Using the entries that follow, collect the lines where the word "components" appears.
===== INPUT =====
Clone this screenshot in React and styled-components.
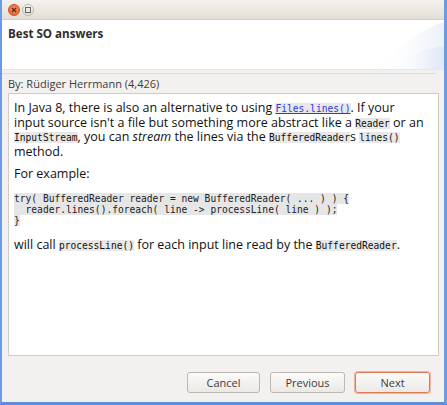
import styled, { createGlobalStyle } from "styled-components";

const Global = createGlobalStyle`
  html, body { margin: 0; padding: 0; }
  body { background: #6f9de0; }
`;

const Window = styled.div`
  width: 447px;
  height: 405px;
  box-sizing: border-box;
  border-left: 2px solid #6c9be0;
  border-right: 3px solid #6c9be0;
  border-bottom: 3px solid #5d8fd8;
  background: #f2f1f0;
  display: flex;
  flex-direction: column;
  font-family: "Open Sans", "DejaVu Sans", sans-serif;
  overflow: hidden;
`;

const TitleBar = styled.div`
  height: 20px;
  flex: none;
  box-sizing: border-box;
  background: linear-gradient(#f4f2ef, #e3ded6);
  border-bottom: 1px solid #d3cdc4;
  display: flex;
  align-items: center;
  gap: 2px;
  padding-left: 6px;
`;

const WinButton = styled.div`
  width: 12px;
  height: 12px;
  border-radius: 50%;
  display: flex;
  align-items: center;
  justify-content: center;
  box-sizing: border-box;
  background: ${(p) =>
    p.$close
      ? "radial-gradient(circle at 50% 40%, #f79468, #e2562a)"
      : "linear-gradient(#f7f6f4, #e4e0da)"};
  border: 1px solid ${(p) => (p.$close ? "#c9522c" : "#bdb7ae")};
`;

const Header = styled.div`
  position: relative;
  height: 50px;
  flex: none;
  box-sizing: border-box;
  background: #fff;
  border-bottom: 1px solid #e9e7e4;
  padding: 6px 6px;
  overflow: hidden;
`;

const Title = styled.div`
  font-weight: bold;
  font-size: 11.6px;
  color: #2e2e2e;
`;

const Swoosh = styled.svg`
  position: absolute;
  right: 0;
  top: 0;
`;

const Sep = styled.div`
  height: 1px;
  margin: 3px 8px 0 0;
  background: #e0ddd8;
`;

const Byline = styled.div`
  font-size: 11px;
  color: #3c3c3c;
  padding: 3px 6px 0;
  line-height: 14px;
`;

const Content = styled.div`
  margin: 2px 5px 0 6px;
  height: 263px;
  box-sizing: border-box;
  background: #fff;
  border: 1px solid #cfcdc9;
  padding: 7px 5px;
  font-size: 12.5px;
  line-height: 14.5px;
  color: #111;
  white-space: nowrap;
`;

const Para = styled.p`
  margin: 0 0 ${(p) => p.$gap || 0}px;
`;

const Code = styled.code`
  font-family: "DejaVu Sans Mono", monospace;
  font-size: 9.6px;
  line-height: 1;
  background: #e8e8e8;
  color: inherit;
  padding: 0;
`;

const Link = styled.a`
  color: #2a3ae0;
  text-decoration: underline;
`;

const Pre = styled.pre`
  margin: 0 0 12px;
  font-family: "DejaVu Sans Mono", monospace;
  font-size: 9.6px;
  line-height: 11px;
  color: #222;
  span {
    background: #e6e6e6;
  }
`;

const Footer = styled.div`
  flex: 1;
  display: flex;
  justify-content: flex-end;
  align-items: flex-start;
  padding: 16px 14px 0 0;
  gap: 10px;
`;

const Button = styled.button`
  width: ${(p) => p.$w}px;
  height: 21px;
  box-sizing: border-box;
  border-radius: 3px;
  border: 1px solid ${(p) => (p.$default ? "#e07b55" : "#bcb8b1")};
  box-shadow: ${(p) => (p.$default ? "0 0 0 1px #f0b49c" : "none")};
  background: linear-gradient(#fbfbfa, #ebe9e6);
  font-family: "Open Sans", "DejaVu Sans", sans-serif;
  font-size: 11px;
  color: #3c3c3c;
  padding: 0;
`;

export default function App() {
  return (
    <>
      <Global />
      <Window>
        <TitleBar>
          <WinButton $close>
            <svg width="6" height="6" viewBox="0 0 6 6">
              <path d="M1 1L5 5M5 1L1 5" stroke="#5a2412" strokeWidth="1.1" />
            </svg>
          </WinButton>
          <WinButton>
            <svg width="6" height="6" viewBox="0 0 6 6">
              <rect x="0.5" y="0.5" width="5" height="5" fill="none" stroke="#6a655e" />
            </svg>
          </WinButton>
        </TitleBar>
        <Header>
          <Title>Best SO answers</Title>
          <Swoosh width="70" height="50" viewBox="0 0 70 50">
            <defs>
              <linearGradient id="g1" x1="0" y1="0" x2="1" y2="0">
                <stop offset="0" stopColor="#ffffff" stopOpacity="0" />
                <stop offset="1" stopColor="#dfe8f7" />
              </linearGradient>
            </defs>
            <path d="M0 50 C20 30 45 10 70 2 L70 50 Z" fill="url(#g1)" opacity="0.6" />
            <path d="M18 50 C35 35 52 28 70 26 L70 50 Z" fill="url(#g1)" />
          </Swoosh>
        </Header>
        <Sep />
        <Byline>By: Rüdiger Herrmann (4,426)</Byline>
        <Content>
          <Para $gap={8}>
            In Java 8, there is also an alternative to using{" "}
            <Link href="#">
              <Code>Files.lines()</Code>
            </Link>
            . If your
            <br />
            input source isn't a file but something more abstract like a{" "}
            <Code>Reader</Code> or an
            <br />
            <Code>InputStream</Code>, you can <em>stream</em> the lines via the{" "}
            <Code>BufferedReader</Code>s <Code>lines()</Code>
            <br />
            method.
          </Para>
          <Para $gap={11}>For example:</Para>
          <Pre>
            <span>try( BufferedReader reader = new BufferedReader( ... ) ) {"{"}</span>
            {"\n"}
            <span>  reader.lines().foreach( line -&gt; processLine( line ) );</span>
            {"\n"}
            <span>{"}"}</span>
          </Pre>
          <Para>
            will call <Code>processLine()</Code> for each input line read by the{" "}
            <Code>BufferedReader</Code>.
          </Para>
        </Content>
        <Footer>
          <Button $w={73}>Cancel</Button>
          <Button $w={75}>Previous</Button>
          <Button $w={75} $default>
            Next
          </Button>
        </Footer>
      </Window>
    </>
  );
}
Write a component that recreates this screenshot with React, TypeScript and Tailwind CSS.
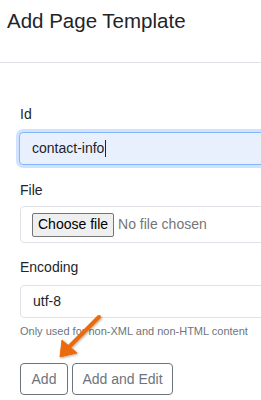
const font = { fontFamily: '"Liberation Sans", Arial, sans-serif' };

function Label({ children }: { children: React.ReactNode }) {
  return <label className="block text-[14px] leading-[21px] text-[#212529]">{children}</label>;
}

export default function App() {
  return (
    <div className="relative h-[400px] w-[261px] overflow-hidden bg-white" style={font}>
      <div className="px-[7px] pt-[9px] pb-[29px]">
        <h1 className="text-[20.5px] leading-[24px] text-[#212529]">Add Page Template</h1>
      </div>
      <div className="h-px w-full bg-[#dee2e6]" />

      <form className="w-[300px] pl-[20px] pt-[41px]">
        <Label>Id</Label>
        <div className="mt-[7px] flex h-[33px] items-center rounded-[4px] border border-[#86b7fe] bg-[#e8f0fe] pl-[12px] text-[14px] text-[#212529] shadow-[0_0_0_3px_rgba(13,110,253,0.2)] -ml-px">
          contact-info
          <span className="ml-px inline-block h-[17px] w-px bg-[#212529]" />
        </div>

        <div className="mt-[15px]">
          <Label>File</Label>
        </div>
        <div className="mt-[5px] flex h-[37px] items-center rounded-[4px] border border-[#dee2e6] pl-[11px] text-[14px]">
          <span className="flex h-[24px] items-center rounded-[2px] border border-[#767676] bg-[#efefef] px-[5px] text-black">
            Choose file
          </span>
          <span className="ml-[4px] text-[#757575]">No file chosen</span>
        </div>

        <div className="mt-[14px]">
          <Label>Encoding</Label>
        </div>
        <div className="mt-[7px] flex h-[33px] items-center rounded-[4px] border border-[#dee2e6] pl-[12px] text-[14px] text-[#212529]">
          utf-8
        </div>
        <p className="mt-[4px] text-[11px] leading-[18px] text-[#6c757d]">
          Only used for non-XML and non-HTML content
        </p>

        <div className="mt-[23px] flex gap-[4px]">
          <button
            type="button"
            className="h-[32px] w-[48px] rounded-[4px] border border-[#6c757d] text-[14px] text-[#6c757d]"
          >
            Add
          </button>
          <button
            type="button"
            className="h-[32px] w-[101px] rounded-[4px] border border-[#6c757d] text-[14px] text-[#6c757d]"
          >
            Add and Edit
          </button>
        </div>
      </form>

      <svg className="pointer-events-none absolute left-0 top-0" width="261" height="400">
        <defs>
          <filter id="sh" x="-20%" y="-20%" width="140%" height="140%">
            <feDropShadow dx="1" dy="1" stdDeviation="1" floodColor="#000" floodOpacity="0.3" />
          </filter>
        </defs>
        <g filter="url(#sh)" fill="#ea6a0c" stroke="#ea6a0c">
          <line x1="99" y1="317" x2="68" y2="348" strokeWidth="4" strokeLinecap="round" />
          <polygon points="60,357 62,340 77,353" strokeWidth="1" strokeLinejoin="round" />
        </g>
      </svg>
    </div>
  );
}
=====
* _RIGHT ANSWER_
Clone this screenshot in React and styled-components.
import styled, { createGlobalStyle } from "styled-components";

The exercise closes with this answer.